I remain unconvinced that the internet has become the defining organizational tool of the modern campaign. It has shown itself to be useful in fundraising, but the rest remains an amorphous potential as yet undemonstrated. It is too new and too insular just yet to be touted as having surpassed the personal skill of the candidate, the mainstream media and advertising as the most effective way to reach voters, as some have argued.

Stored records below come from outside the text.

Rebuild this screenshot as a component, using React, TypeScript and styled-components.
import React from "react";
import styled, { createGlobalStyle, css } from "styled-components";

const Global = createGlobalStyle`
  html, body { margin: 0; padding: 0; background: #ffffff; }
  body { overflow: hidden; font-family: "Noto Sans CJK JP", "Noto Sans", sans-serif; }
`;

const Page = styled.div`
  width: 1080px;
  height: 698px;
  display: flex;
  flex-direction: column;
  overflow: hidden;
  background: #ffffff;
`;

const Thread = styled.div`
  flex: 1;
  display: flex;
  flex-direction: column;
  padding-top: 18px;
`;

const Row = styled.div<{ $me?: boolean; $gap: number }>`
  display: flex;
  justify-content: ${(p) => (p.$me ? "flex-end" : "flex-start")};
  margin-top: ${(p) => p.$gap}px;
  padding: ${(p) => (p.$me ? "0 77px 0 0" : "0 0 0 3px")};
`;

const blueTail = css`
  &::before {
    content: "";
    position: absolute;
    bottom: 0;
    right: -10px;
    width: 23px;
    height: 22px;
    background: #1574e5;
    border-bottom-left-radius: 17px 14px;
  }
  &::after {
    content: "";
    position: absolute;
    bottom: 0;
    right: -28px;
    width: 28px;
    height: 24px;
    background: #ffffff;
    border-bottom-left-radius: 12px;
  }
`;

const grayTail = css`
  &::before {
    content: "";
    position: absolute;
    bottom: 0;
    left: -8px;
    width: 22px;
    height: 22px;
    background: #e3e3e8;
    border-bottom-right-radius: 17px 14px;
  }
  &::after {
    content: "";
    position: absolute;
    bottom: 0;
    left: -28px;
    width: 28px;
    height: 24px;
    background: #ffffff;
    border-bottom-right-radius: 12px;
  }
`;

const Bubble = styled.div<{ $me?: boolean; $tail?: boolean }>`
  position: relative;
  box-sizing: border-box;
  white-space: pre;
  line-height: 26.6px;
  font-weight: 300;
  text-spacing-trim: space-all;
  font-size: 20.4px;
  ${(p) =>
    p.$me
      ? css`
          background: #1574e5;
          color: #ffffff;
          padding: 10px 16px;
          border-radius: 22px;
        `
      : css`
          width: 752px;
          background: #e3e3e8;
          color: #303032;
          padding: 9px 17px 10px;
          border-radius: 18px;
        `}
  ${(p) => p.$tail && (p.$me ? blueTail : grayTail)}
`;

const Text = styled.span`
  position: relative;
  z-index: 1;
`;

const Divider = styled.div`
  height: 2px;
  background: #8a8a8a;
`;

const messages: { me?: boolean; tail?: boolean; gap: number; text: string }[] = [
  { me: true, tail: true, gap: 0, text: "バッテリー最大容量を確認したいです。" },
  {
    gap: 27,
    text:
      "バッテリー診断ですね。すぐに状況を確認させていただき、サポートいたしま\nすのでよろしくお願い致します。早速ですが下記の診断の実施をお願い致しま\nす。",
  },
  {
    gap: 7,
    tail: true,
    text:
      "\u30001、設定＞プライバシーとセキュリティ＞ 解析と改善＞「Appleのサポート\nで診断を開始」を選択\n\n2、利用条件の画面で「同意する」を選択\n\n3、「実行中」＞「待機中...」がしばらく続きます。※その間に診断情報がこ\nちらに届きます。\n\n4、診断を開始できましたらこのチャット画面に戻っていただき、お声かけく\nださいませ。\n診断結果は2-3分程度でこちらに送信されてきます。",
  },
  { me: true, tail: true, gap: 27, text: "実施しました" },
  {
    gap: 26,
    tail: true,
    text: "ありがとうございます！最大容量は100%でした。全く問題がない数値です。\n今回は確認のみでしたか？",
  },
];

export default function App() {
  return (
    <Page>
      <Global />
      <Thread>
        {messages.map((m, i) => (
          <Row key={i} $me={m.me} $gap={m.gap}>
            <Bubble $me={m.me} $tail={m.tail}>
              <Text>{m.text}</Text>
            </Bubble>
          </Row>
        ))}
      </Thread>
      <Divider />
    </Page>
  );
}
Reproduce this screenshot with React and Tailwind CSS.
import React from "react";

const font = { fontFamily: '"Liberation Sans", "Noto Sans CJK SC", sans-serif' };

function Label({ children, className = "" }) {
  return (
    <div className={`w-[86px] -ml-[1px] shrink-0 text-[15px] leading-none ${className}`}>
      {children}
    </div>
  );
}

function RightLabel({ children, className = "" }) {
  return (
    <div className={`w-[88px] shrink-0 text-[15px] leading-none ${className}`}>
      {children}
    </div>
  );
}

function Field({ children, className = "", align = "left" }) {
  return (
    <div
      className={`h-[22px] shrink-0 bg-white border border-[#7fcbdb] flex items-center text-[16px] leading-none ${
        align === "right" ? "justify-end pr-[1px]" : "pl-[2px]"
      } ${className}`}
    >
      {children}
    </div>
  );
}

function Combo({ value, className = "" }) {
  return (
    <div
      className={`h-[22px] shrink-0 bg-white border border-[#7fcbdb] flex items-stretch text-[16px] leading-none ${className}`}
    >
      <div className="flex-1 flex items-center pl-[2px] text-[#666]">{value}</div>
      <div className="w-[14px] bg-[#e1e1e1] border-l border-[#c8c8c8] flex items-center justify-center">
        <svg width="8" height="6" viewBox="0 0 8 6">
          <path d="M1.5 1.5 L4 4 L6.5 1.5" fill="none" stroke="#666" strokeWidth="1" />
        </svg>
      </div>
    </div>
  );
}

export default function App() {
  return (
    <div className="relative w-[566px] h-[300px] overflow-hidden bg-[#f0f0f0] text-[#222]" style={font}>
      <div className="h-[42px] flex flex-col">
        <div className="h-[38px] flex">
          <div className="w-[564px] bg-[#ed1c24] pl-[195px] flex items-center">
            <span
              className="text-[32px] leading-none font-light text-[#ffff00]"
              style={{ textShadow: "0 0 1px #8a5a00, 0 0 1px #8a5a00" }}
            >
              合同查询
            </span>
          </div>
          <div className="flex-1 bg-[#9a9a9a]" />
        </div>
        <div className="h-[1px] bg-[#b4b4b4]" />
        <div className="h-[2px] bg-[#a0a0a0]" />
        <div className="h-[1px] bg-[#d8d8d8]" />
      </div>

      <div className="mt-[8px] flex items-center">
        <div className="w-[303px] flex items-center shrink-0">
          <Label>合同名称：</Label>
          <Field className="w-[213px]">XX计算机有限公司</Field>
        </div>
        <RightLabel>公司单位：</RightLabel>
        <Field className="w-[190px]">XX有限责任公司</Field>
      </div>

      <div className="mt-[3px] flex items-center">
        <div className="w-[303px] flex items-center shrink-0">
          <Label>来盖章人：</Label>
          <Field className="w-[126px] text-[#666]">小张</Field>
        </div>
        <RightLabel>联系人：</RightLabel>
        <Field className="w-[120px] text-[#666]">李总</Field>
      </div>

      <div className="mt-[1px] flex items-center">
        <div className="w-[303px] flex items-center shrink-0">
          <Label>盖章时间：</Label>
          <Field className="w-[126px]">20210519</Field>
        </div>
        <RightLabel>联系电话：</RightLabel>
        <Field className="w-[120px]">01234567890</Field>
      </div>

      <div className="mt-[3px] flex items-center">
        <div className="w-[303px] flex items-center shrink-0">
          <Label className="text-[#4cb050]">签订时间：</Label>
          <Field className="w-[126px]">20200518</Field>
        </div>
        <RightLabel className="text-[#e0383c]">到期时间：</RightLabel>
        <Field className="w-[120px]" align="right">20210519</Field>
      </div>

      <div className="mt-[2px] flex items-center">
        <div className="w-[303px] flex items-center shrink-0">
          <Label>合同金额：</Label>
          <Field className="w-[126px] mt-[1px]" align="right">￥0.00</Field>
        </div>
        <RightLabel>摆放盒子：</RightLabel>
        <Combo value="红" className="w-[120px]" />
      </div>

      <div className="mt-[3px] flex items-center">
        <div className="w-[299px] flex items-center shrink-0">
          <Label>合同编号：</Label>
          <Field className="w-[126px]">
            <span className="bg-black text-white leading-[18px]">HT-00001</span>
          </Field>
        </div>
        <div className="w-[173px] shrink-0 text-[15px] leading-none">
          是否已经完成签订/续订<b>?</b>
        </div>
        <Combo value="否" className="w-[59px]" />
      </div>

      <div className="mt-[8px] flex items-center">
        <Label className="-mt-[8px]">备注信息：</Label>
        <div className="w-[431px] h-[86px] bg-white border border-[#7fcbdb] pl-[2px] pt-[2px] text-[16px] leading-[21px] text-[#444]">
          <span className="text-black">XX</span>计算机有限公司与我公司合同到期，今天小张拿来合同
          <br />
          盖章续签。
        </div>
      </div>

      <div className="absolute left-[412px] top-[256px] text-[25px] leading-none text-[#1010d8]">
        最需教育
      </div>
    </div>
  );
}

It's definitely in the mix and it's likely to become much more important over time, but I don't see that it has yet changed the process fundamentally. (I say this as an inveterate political internet junkie who is so hooked that life is unthinkable without it now.)

John Emerson has made some very valuable points in his posts over on Seeing the Forest about long term strategy, along with his tag team blogger Dave Johnson who has long touted the need for the Democrats to create an info-structure to battle the Republicans on explicitly political grounds (as he does here on American Street.) They are both absolutely correct that we have to think long term and build the institutions and create the rhetoric that can break the deadlock we find ourselves in. They are not winning on policy, they are winning on politics and we've got to counter them more effectively overall.

However, I continue to believe that this presidential election is the most important in my lifetime and we will only win it by running the smartest campaign we possibly can. It's imperative that we break the GOP lock on institutional power ASAP. Therefore, I don't think we can afford to experiment. As I said, I'll wait to see what develops in the next couple of primaries. But, if these numbers out of Iowa are indicative of other states then I do not think we can afford to nominate Howard Dean. Unlike the other leading candidates, I can't see a scenario in which he can win if he isn't able to draw great numbers of young and disaffected voters in swing states that haven't been friendly to a Northeastern Democrat since JFK --- who won, by the way, only by the slimmest and most dubious of margins.

Nowadays, Democrats don't take the office when that happens.